4. In merito alla frode carosello ed in particolare con riferimento all'elemento soggettivo la Corte di Cassazione afferma che "…merita dare continuità a quell'orientamento giurisprudenziale - che si attaglia perfettamente al caso di specie - secondo cui, in tema di evasione dell'Iva mediante il meccanismo delle cosiddette "frodi carosello" (il quale si realizza allorchè, nelle operazioni di importazione di beni, si sfrutta la neutralizzazione dell'IVA all'acquisto mediante l'interposizione di società cartiere, aventi il solo scopo di emettere fatture - con l'esposizione di un'imposta in realtà destinata programmaticamente a non essere versata - destinate ad essere utilizzate nella catena delle cessioni per creare crediti d'imposta inesistenti), una volta appurata l'oggettiva sussistenza della frode attraverso la ricostruzione dei passaggi in cui, in concreto, detto meccanismo si estrinseca, è insita nella stessa gestione di fatto delle società coinvolte, e conseguentemente nella regia e supervisione delle operazioni commerciali dalle stesse poste in essere, la sussistenza di elementi rivelatori della piena consapevolezza in capo ai soggetti agenti del complessivo sistema fraudolento, la cui prova principe è costituita dalla estrema, ed altrimenti non giustificata, esiguità del prezzo di acquisto della merce rispetto a quello corrente (Sez. 3, n. 18924 del 20/01/2017, Rv. 269903) …".

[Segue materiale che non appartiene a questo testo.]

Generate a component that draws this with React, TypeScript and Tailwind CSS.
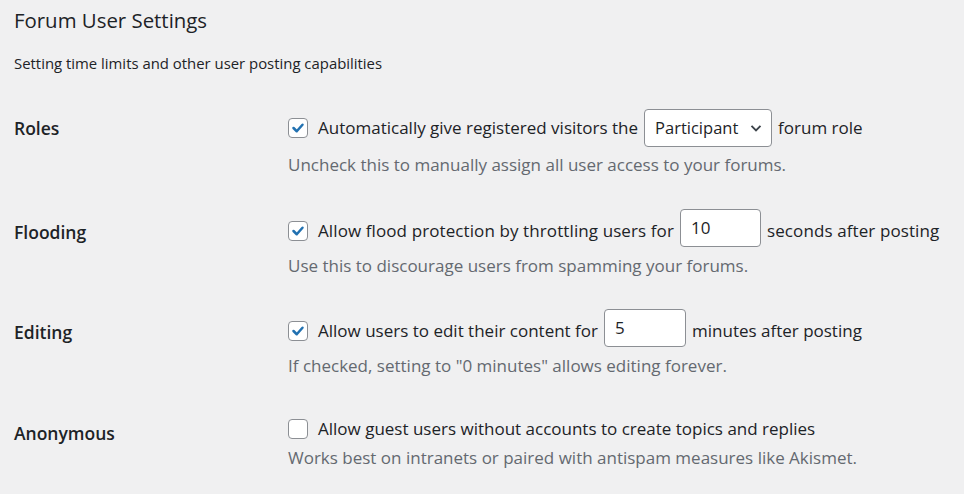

5. In merito al profitto del reato (e quindi con riferimento al sequestro per poi procedere con la confisca questione questa che viene sollevata dall'imputato A) la Corte di Cassazione procede ad affermare che il ricorso è fondato e per farlo svolge alcune considerazioni che meritano di essere riportate.

In primo luogo "…deve, a questo punto, considerarsi che, mentre l'utilizzatore consegue un profitto pari all'indebito risparmio di imposta risultante dall'utilizzo delle fatture per operazioni inesistenti, l'emittente consegue, abitualmente, un utile dalla commissione del reato, da qualificare dogmaticamente quale "prezzo del reato", da tenersi distinto dal ricordato profitto conseguito dall'utilizzatore, pari al compenso versatogli da questo per l'emissione delle fatture; si tratta di regola di un importo inferiore, anche in maniera macroscopica, al profitto realizzato dell'utilizzatore. Non potendosi configurare il concorso, come sopra precisato, non appare conforme al diritto prevedere per l'emittente un sequestro preventivo e una successiva confisca per un importo finanziario avente un valore corrispondente al profitto conseguito dall'utilizzatore delle fatture …".

Dopo questa affermazione la Corte prosegue stabilendo che "…giova tener presente il principio di diritto secondo cui, in materia di emissione di fatture per operazioni inesistenti, il sequestro preventivo funzionale alla confisca per equivalente non può essere disposto sui beni dell'emittente per il valore corrispondente al profitto conseguito dall'utilizzatore delle fatture medesime, poiché il regime derogatorio previsto dall'art. 9 del d.lgs. n. 74 del 2000 escludendo la configurabilità del concorso reciproco tra chi emette le fatture per operazioni inesistenti e chi se ne avvale - impedisce l'applicazione in questo caso del principio solidaristico, valido nei soli casi di illecito plurisoggettivo. (In motivazione, la Suprema Corte ha chiarito che il vincolo nei confronti dell'emittente può essere imposto in relazione al solo prezzo del delitto di cui all'art. 8 del d.lgs. n. 74 del 2000, da individuare - in sede di sequestro - con riferimento a qualsiasi utilità economica valutabile ed immediatamente o indirettamente derivante dalla commissione del reato) (Sez. 3, n. 43952 del 05/05/2016, Rv. 267925; Sez. 3, n. 15458 del 04/02/2016, Rv. 266832; Sez. 3, n. 42641 del 26/09/2013, Rv. 257419) …".

Quindi la Cassazione conclude dicendo che "…ai fini della legittima adozione di un sequestro preventivo e della successiva sua conversione in confisca deve, in fatto e senza automatismi, accertarsi per l'emittente delle fatture il conseguimento di un utile dalla commissione del reato (condizione, si ribadisce, non invece, necessaria ai fini della integrazione del reato e, pertanto, della pronunzia di una sentenza di condanna), che non può ritenersi pari a quello dell'utilizzatore, e neanche pari all'importo delle fatture emesse, per la sopra vista assenza di concorso reciproco (art. 9 del d.lgs. n. 74 del 2000)…".

Un riporto merita anche la affermazione secondo cui "… inoltre, in tema di reati tributari, la confisca per equivalente del profitto del reato di emissione di fatture per operazioni inesistenti, astrattamente consentita dall'art. 1, comma 143, della legge n. 244 del 2007, non può essere disposta qualora dalla commissione della condotta non sia derivato un effettivo risparmio di imposta né per l'emittente, né per il destinatario dei documenti fittizi (Sez. 3, n. 48104 del 06/11/2013, Rv. 258052) …".